Save our swears!

I learned the word ‘shit’ by listening to my mother type.  This was back in the 70’s, when the ink was on a reusable ribbon, and before white out had been invented.  Mistakes were a big deal, and my mother vented her spleen in the process, esp when she was on a deadline.  Add to this that my father, I kid you not, is practically physcially incapable of uttering the words ‘day’ or ‘door’ without prefacing them with the word ‘damn’, and I entered kindergarten with a fairly useful vocabulary.  One that got me in trouble, I might add.

Skip forward ten years, to when I said the f-word to my mother, and got my mouth washed out with soap.  Lava soap. 

Ten years farther down the road I was teaching high school, and my students thought that every noun needed an adjective, and the only adjective they knew was ‘fucking.’

I don’t swear much, and not just because I don’t like to do it around my kids. 

I like to save swearing for things that matter.

I told one particularly potty-mouthed class of mine that I didn’t mind them swearing as long as the situation warranted it; that there was a time and place for everything, and, in general, our class wan’t one of them.  They grumbled, but thought it was reasonable, so went along with it.  One day I gashed my hand open on a broken flask.  I said “FUCK” vehemently, and with volume.  A student came in from the class next door, took one look at my hand, and said “yup – all that blood definately makes this one of those times.” 

Swear words are like any other vocabulary words; they have meanings, and, when used in context, can be powerful forms of expression.  But they tend not to be used that way by recent generations; ‘fuck’ is the new ‘nice’ all of our English teachers told us to avoid overusing in our writing! 

By saving swear words for when we *need* them, we preserve their power.  Look at what has happened to the word ‘awesome’!  It means ‘ok/good’ in our culture now, not something ‘awesome’ at all!  This is much like the praise epidemic in our parenting culture; when kids get praise for raising their hands well, praise comes to mean nothing to them, and they have fewer ways of telling when someone is sincerely impressed.  

When we utilize swears as common adjectives, we are removing our most effective tools for expressing real horror and anger.  I see a correlation between kids who use vulgarity as part of their daily speech patterns and kids who tend to resort to violent and destructive behavior to express their anger and frustration, and I don’t think this is a coincidence.

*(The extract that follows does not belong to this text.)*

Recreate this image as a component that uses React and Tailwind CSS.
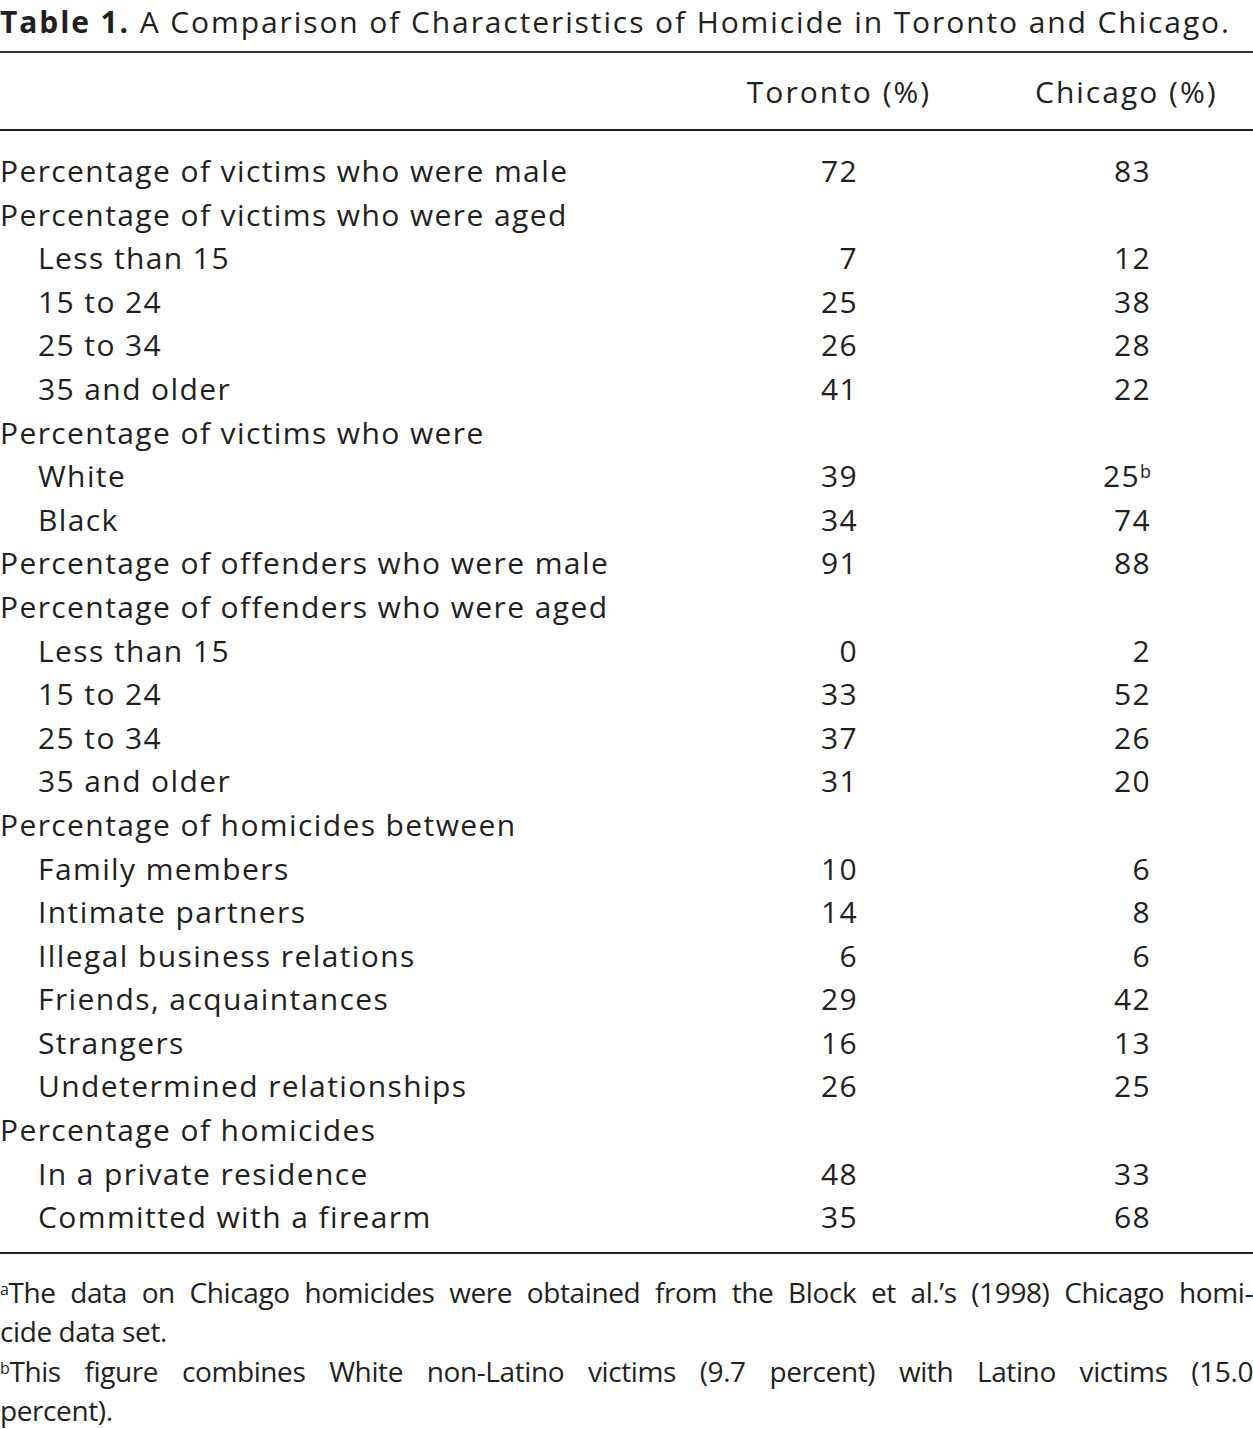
const rows = [
  { label: 'Percentage of victims who were male', t: '72', c: '83' },
  { label: 'Percentage of victims who were aged' },
  { label: 'Less than 15', t: '7', c: '12', sub: true },
  { label: '15 to 24', t: '25', c: '38', sub: true },
  { label: '25 to 34', t: '26', c: '28', sub: true },
  { label: '35 and older', t: '41', c: '22', sub: true },
  { label: 'Percentage of victims who were' },
  { label: 'White', t: '39', c: '25', note: 'b', sub: true },
  { label: 'Black', t: '34', c: '74', sub: true },
  { label: 'Percentage of offenders who were male', t: '91', c: '88' },
  { label: 'Percentage of offenders who were aged' },
  { label: 'Less than 15', t: '0', c: '2', sub: true },
  { label: '15 to 24', t: '33', c: '52', sub: true },
  { label: '25 to 34', t: '37', c: '26', sub: true },
  { label: '35 and older', t: '31', c: '20', sub: true },
  { label: 'Percentage of homicides between' },
  { label: 'Family members', t: '10', c: '6', sub: true },
  { label: 'Intimate partners', t: '14', c: '8', sub: true },
  { label: 'Illegal business relations', t: '6', c: '6', sub: true },
  { label: 'Friends, acquaintances', t: '29', c: '42', sub: true },
  { label: 'Strangers', t: '16', c: '13', sub: true },
  { label: 'Undetermined relationships', t: '26', c: '25', sub: true },
  { label: 'Percentage of homicides' },
  { label: 'In a private residence', t: '48', c: '33', sub: true },
  { label: 'Committed with a firearm', t: '35', c: '68', sub: true },
];

const Row = ({ row }) => (
  <div className="flex leading-[43.6px]">
    <div className={`flex-1 whitespace-nowrap ${row.sub ? 'pl-[38px]' : ''}`}>{row.label}</div>
    <div className="w-[190px] text-right pr-[76px]">{row.t}</div>
    <div className="w-[101px]" />
    <div className="w-[182px] text-right pr-[66px] whitespace-nowrap">
      {row.c}
      {row.note && <sup className="text-[18px] leading-none tracking-normal">{row.note}</sup>}
    </div>
    <div className="w-[36px]" />
  </div>
);

export default function App() {
  return (
    <div className="w-[1253px] h-[1429px] bg-white text-[#231f20] font-['Open_Sans',sans-serif] text-[30px] tracking-[1.4px] overflow-hidden">
      <div className="leading-[44px] whitespace-nowrap tracking-[1.9px]">
        <span className="font-bold">Table 1.</span> A Comparison of Characteristics of Homicide in Toronto and Chicago.
      </div>
      <div className="h-[2px] bg-[#3a3637] mt-[7px]" />
      <div className="flex items-center h-[76px] tracking-[2px]">
        <div className="flex-1" />
        <div className="w-[190px] text-center whitespace-nowrap">Toronto (%)</div>
        <div className="w-[101px]" />
        <div className="w-[182px] text-center whitespace-nowrap">Chicago (%)</div>
        <div className="w-[36px]" />
      </div>
      <div className="h-[2px] bg-[#231f20]" />
      <div className="pt-[18px] pb-[13px]">
        {rows.map((r, i) => (
          <Row key={i} row={r} />
        ))}
      </div>
      <div className="h-[2px] bg-[#231f20]" />
      <div className="pt-[19px] text-[28px] leading-[39.5px] tracking-[-0.4px]">
        <div className="text-justify [text-align-last:justify] whitespace-nowrap">
          <sup className="text-[16px]">a</sup>The data on Chicago homicides were obtained from the Block et al.’s (1998) Chicago homi-
        </div>
        <div>cide data set.</div>
        <div className="text-justify [text-align-last:justify]">
          <sup className="text-[16px]">b</sup>This figure combines White non-Latino victims (9.7 percent) with Latino victims (15.0
        </div>
        <div>percent).</div>
      </div>
    </div>
  );
}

For now, I try not to expose my kids to the run of the mill swearing I grew up with, but they do sometimes hear me, my husband, or another adult, on TV or in person, swearing *in context*.  I tell them that it was a bad word, and that they aren’t to repeat it.  If I said it, I apologize, and explain WHY I was angry/frustrated/horrified enough that I said it. 

Beara went through a phase of saying ‘bam it’ when we’d just gotten home from my parents (whose language hasn’t changed much in 30+ years) having misheard them.  (Thank goodness.)  I asked her to say ‘blast it’ instead, arguing that adults who hear potty-mouthed children will likely think less of them, but that blast it could be said with the vehemence and outrage she seemed to need to express, without alienating the adults around her, or teaching other kids bad habits. 

Yes, I was Bad Mom, and didn’t tell her how to pronounce it correctly.  She doesn’t need to know. Yet.  Her outrages are minor ones; ‘blast it’ will do for now.